— Start —
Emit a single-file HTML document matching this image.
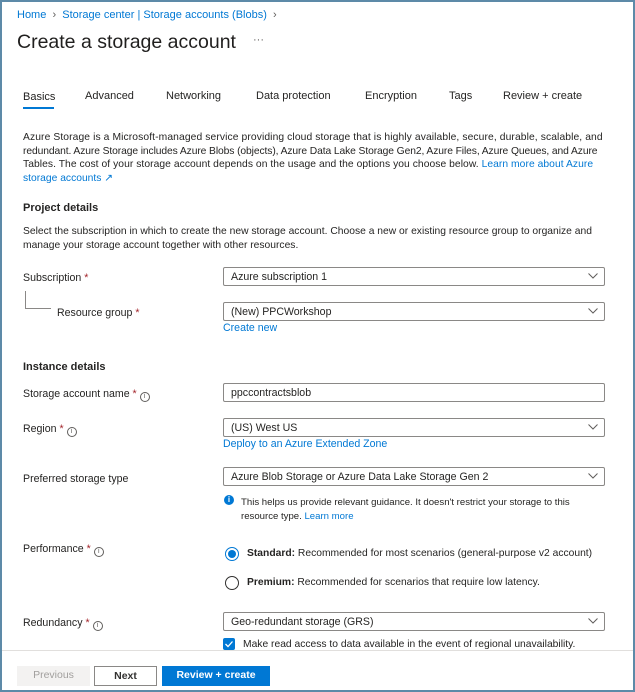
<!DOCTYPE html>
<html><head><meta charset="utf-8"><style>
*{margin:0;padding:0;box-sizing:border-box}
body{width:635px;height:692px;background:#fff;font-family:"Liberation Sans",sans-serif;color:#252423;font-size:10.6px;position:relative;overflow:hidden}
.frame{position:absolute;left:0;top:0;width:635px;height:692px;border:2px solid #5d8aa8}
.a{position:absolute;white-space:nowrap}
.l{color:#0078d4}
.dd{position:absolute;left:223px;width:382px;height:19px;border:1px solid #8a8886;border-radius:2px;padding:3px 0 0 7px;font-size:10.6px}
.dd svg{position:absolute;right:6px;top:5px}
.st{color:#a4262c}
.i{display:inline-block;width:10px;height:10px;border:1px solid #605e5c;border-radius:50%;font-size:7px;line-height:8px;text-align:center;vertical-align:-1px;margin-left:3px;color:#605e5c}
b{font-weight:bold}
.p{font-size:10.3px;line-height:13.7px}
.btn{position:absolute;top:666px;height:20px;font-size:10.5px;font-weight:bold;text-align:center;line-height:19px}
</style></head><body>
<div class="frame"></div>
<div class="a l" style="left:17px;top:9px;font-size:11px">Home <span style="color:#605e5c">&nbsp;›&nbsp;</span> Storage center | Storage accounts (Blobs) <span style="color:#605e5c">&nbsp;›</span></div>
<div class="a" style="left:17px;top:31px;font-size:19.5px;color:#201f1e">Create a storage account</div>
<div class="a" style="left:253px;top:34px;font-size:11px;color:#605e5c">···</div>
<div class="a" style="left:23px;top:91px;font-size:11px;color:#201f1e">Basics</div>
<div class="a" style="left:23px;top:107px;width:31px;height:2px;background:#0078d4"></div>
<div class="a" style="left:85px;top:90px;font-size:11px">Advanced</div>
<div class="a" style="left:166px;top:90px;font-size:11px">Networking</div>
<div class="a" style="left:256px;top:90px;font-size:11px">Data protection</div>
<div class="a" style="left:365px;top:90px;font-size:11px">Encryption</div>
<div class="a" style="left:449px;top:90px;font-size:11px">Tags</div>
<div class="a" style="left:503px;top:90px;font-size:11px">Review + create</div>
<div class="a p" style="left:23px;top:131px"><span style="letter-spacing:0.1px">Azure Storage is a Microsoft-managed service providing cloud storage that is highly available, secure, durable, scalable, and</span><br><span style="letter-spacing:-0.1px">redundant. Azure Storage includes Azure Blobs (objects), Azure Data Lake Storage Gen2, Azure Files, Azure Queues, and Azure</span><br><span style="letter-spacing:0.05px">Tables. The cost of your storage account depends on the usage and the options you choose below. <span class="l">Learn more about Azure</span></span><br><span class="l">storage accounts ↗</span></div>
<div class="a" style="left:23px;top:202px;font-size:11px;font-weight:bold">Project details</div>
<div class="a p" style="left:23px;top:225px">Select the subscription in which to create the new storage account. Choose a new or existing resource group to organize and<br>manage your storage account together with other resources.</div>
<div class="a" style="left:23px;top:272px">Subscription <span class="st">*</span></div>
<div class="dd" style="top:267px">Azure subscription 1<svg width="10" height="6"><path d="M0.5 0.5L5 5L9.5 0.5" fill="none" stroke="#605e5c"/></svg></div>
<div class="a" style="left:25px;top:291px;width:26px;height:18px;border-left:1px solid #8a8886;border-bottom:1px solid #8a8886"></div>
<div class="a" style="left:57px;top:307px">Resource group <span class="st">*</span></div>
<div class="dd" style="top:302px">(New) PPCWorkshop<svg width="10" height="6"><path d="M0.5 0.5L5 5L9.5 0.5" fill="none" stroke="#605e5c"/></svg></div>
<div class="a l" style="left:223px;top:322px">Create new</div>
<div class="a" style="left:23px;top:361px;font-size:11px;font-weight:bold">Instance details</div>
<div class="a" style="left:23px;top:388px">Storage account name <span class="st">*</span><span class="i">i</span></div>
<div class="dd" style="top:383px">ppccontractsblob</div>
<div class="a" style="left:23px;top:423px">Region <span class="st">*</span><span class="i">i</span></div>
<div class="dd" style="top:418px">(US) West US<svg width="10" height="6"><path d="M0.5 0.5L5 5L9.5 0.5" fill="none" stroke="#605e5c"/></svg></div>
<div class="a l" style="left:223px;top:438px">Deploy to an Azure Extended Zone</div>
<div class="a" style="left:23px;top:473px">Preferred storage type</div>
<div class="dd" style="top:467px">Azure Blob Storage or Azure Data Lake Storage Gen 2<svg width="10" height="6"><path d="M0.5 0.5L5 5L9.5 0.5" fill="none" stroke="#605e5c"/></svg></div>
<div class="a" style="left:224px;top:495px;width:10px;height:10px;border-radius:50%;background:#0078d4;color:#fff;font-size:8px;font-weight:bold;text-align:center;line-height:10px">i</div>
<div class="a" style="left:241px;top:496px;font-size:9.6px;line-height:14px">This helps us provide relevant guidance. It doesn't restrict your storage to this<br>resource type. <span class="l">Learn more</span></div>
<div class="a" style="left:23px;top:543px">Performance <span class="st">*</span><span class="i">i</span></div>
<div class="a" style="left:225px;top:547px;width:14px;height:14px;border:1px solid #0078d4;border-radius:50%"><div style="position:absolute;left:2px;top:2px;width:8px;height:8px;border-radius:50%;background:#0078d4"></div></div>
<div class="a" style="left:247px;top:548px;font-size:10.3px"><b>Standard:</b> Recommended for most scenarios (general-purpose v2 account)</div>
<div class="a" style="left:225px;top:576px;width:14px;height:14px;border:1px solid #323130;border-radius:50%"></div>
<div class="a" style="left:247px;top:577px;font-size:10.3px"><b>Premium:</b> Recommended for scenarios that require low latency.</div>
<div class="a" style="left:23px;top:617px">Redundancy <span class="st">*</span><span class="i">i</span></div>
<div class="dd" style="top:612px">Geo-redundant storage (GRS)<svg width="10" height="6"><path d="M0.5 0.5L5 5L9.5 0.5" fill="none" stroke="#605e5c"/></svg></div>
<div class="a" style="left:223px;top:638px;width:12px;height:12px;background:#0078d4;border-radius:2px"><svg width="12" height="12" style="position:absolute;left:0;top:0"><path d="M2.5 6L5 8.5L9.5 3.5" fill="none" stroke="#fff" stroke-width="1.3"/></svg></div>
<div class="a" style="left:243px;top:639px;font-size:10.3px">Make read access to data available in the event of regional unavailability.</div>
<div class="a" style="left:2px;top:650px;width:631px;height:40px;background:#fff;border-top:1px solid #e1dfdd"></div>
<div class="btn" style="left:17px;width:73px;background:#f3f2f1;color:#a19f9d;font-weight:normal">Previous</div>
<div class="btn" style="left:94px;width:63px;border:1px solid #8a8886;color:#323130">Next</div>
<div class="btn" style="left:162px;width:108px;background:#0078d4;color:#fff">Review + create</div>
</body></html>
— End —
> _Stated task_:
Copy out all the data exactly; skip the pictures.

> _Exercise solution_:
Emit a single-file HTML document matching this image.
<!DOCTYPE html>
<html><head><meta charset="utf-8"><style>
*{margin:0;padding:0;box-sizing:border-box}
body{width:635px;height:692px;background:#fff;font-family:"Liberation Sans",sans-serif;color:#252423;font-size:10.6px;position:relative;overflow:hidden}
.frame{position:absolute;left:0;top:0;width:635px;height:692px;border:2px solid #5d8aa8}
.a{position:absolute;white-space:nowrap}
.l{color:#0078d4}
.dd{position:absolute;left:223px;width:382px;height:19px;border:1px solid #8a8886;border-radius:2px;padding:3px 0 0 7px;font-size:10.6px}
.dd svg{position:absolute;right:6px;top:5px}
.st{color:#a4262c}
.i{display:inline-block;width:10px;height:10px;border:1px solid #605e5c;border-radius:50%;font-size:7px;line-height:8px;text-align:center;vertical-align:-1px;margin-left:3px;color:#605e5c}
b{font-weight:bold}
.p{font-size:10.3px;line-height:13.7px}
.btn{position:absolute;top:666px;height:20px;font-size:10.5px;font-weight:bold;text-align:center;line-height:19px}
</style></head><body>
<div class="frame"></div>
<div class="a l" style="left:17px;top:9px;font-size:11px">Home <span style="color:#605e5c">&nbsp;›&nbsp;</span> Storage center | Storage accounts (Blobs) <span style="color:#605e5c">&nbsp;›</span></div>
<div class="a" style="left:17px;top:31px;font-size:19.5px;color:#201f1e">Create a storage account</div>
<div class="a" style="left:253px;top:34px;font-size:11px;color:#605e5c">···</div>
<div class="a" style="left:23px;top:91px;font-size:11px;color:#201f1e">Basics</div>
<div class="a" style="left:23px;top:107px;width:31px;height:2px;background:#0078d4"></div>
<div class="a" style="left:85px;top:90px;font-size:11px">Advanced</div>
<div class="a" style="left:166px;top:90px;font-size:11px">Networking</div>
<div class="a" style="left:256px;top:90px;font-size:11px">Data protection</div>
<div class="a" style="left:365px;top:90px;font-size:11px">Encryption</div>
<div class="a" style="left:449px;top:90px;font-size:11px">Tags</div>
<div class="a" style="left:503px;top:90px;font-size:11px">Review + create</div>
<div class="a p" style="left:23px;top:131px"><span style="letter-spacing:0.1px">Azure Storage is a Microsoft-managed service providing cloud storage that is highly available, secure, durable, scalable, and</span><br><span style="letter-spacing:-0.1px">redundant. Azure Storage includes Azure Blobs (objects), Azure Data Lake Storage Gen2, Azure Files, Azure Queues, and Azure</span><br><span style="letter-spacing:0.05px">Tables. The cost of your storage account depends on the usage and the options you choose below. <span class="l">Learn more about Azure</span></span><br><span class="l">storage accounts ↗</span></div>
<div class="a" style="left:23px;top:202px;font-size:11px;font-weight:bold">Project details</div>
<div class="a p" style="left:23px;top:225px">Select the subscription in which to create the new storage account. Choose a new or existing resource group to organize and<br>manage your storage account together with other resources.</div>
<div class="a" style="left:23px;top:272px">Subscription <span class="st">*</span></div>
<div class="dd" style="top:267px">Azure subscription 1<svg width="10" height="6"><path d="M0.5 0.5L5 5L9.5 0.5" fill="none" stroke="#605e5c"/></svg></div>
<div class="a" style="left:25px;top:291px;width:26px;height:18px;border-left:1px solid #8a8886;border-bottom:1px solid #8a8886"></div>
<div class="a" style="left:57px;top:307px">Resource group <span class="st">*</span></div>
<div class="dd" style="top:302px">(New) PPCWorkshop<svg width="10" height="6"><path d="M0.5 0.5L5 5L9.5 0.5" fill="none" stroke="#605e5c"/></svg></div>
<div class="a l" style="left:223px;top:322px">Create new</div>
<div class="a" style="left:23px;top:361px;font-size:11px;font-weight:bold">Instance details</div>
<div class="a" style="left:23px;top:388px">Storage account name <span class="st">*</span><span class="i">i</span></div>
<div class="dd" style="top:383px">ppccontractsblob</div>
<div class="a" style="left:23px;top:423px">Region <span class="st">*</span><span class="i">i</span></div>
<div class="dd" style="top:418px">(US) West US<svg width="10" height="6"><path d="M0.5 0.5L5 5L9.5 0.5" fill="none" stroke="#605e5c"/></svg></div>
<div class="a l" style="left:223px;top:438px">Deploy to an Azure Extended Zone</div>
<div class="a" style="left:23px;top:473px">Preferred storage type</div>
<div class="dd" style="top:467px">Azure Blob Storage or Azure Data Lake Storage Gen 2<svg width="10" height="6"><path d="M0.5 0.5L5 5L9.5 0.5" fill="none" stroke="#605e5c"/></svg></div>
<div class="a" style="left:224px;top:495px;width:10px;height:10px;border-radius:50%;background:#0078d4;color:#fff;font-size:8px;font-weight:bold;text-align:center;line-height:10px">i</div>
<div class="a" style="left:241px;top:496px;font-size:9.6px;line-height:14px">This helps us provide relevant guidance. It doesn't restrict your storage to this<br>resource type. <span class="l">Learn more</span></div>
<div class="a" style="left:23px;top:543px">Performance <span class="st">*</span><span class="i">i</span></div>
<div class="a" style="left:225px;top:547px;width:14px;height:14px;border:1px solid #0078d4;border-radius:50%"><div style="position:absolute;left:2px;top:2px;width:8px;height:8px;border-radius:50%;background:#0078d4"></div></div>
<div class="a" style="left:247px;top:548px;font-size:10.3px"><b>Standard:</b> Recommended for most scenarios (general-purpose v2 account)</div>
<div class="a" style="left:225px;top:576px;width:14px;height:14px;border:1px solid #323130;border-radius:50%"></div>
<div class="a" style="left:247px;top:577px;font-size:10.3px"><b>Premium:</b> Recommended for scenarios that require low latency.</div>
<div class="a" style="left:23px;top:617px">Redundancy <span class="st">*</span><span class="i">i</span></div>
<div class="dd" style="top:612px">Geo-redundant storage (GRS)<svg width="10" height="6"><path d="M0.5 0.5L5 5L9.5 0.5" fill="none" stroke="#605e5c"/></svg></div>
<div class="a" style="left:223px;top:638px;width:12px;height:12px;background:#0078d4;border-radius:2px"><svg width="12" height="12" style="position:absolute;left:0;top:0"><path d="M2.5 6L5 8.5L9.5 3.5" fill="none" stroke="#fff" stroke-width="1.3"/></svg></div>
<div class="a" style="left:243px;top:639px;font-size:10.3px">Make read access to data available in the event of regional unavailability.</div>
<div class="a" style="left:2px;top:650px;width:631px;height:40px;background:#fff;border-top:1px solid #e1dfdd"></div>
<div class="btn" style="left:17px;width:73px;background:#f3f2f1;color:#a19f9d;font-weight:normal">Previous</div>
<div class="btn" style="left:94px;width:63px;border:1px solid #8a8886;color:#323130">Next</div>
<div class="btn" style="left:162px;width:108px;background:#0078d4;color:#fff">Review + create</div>
</body></html>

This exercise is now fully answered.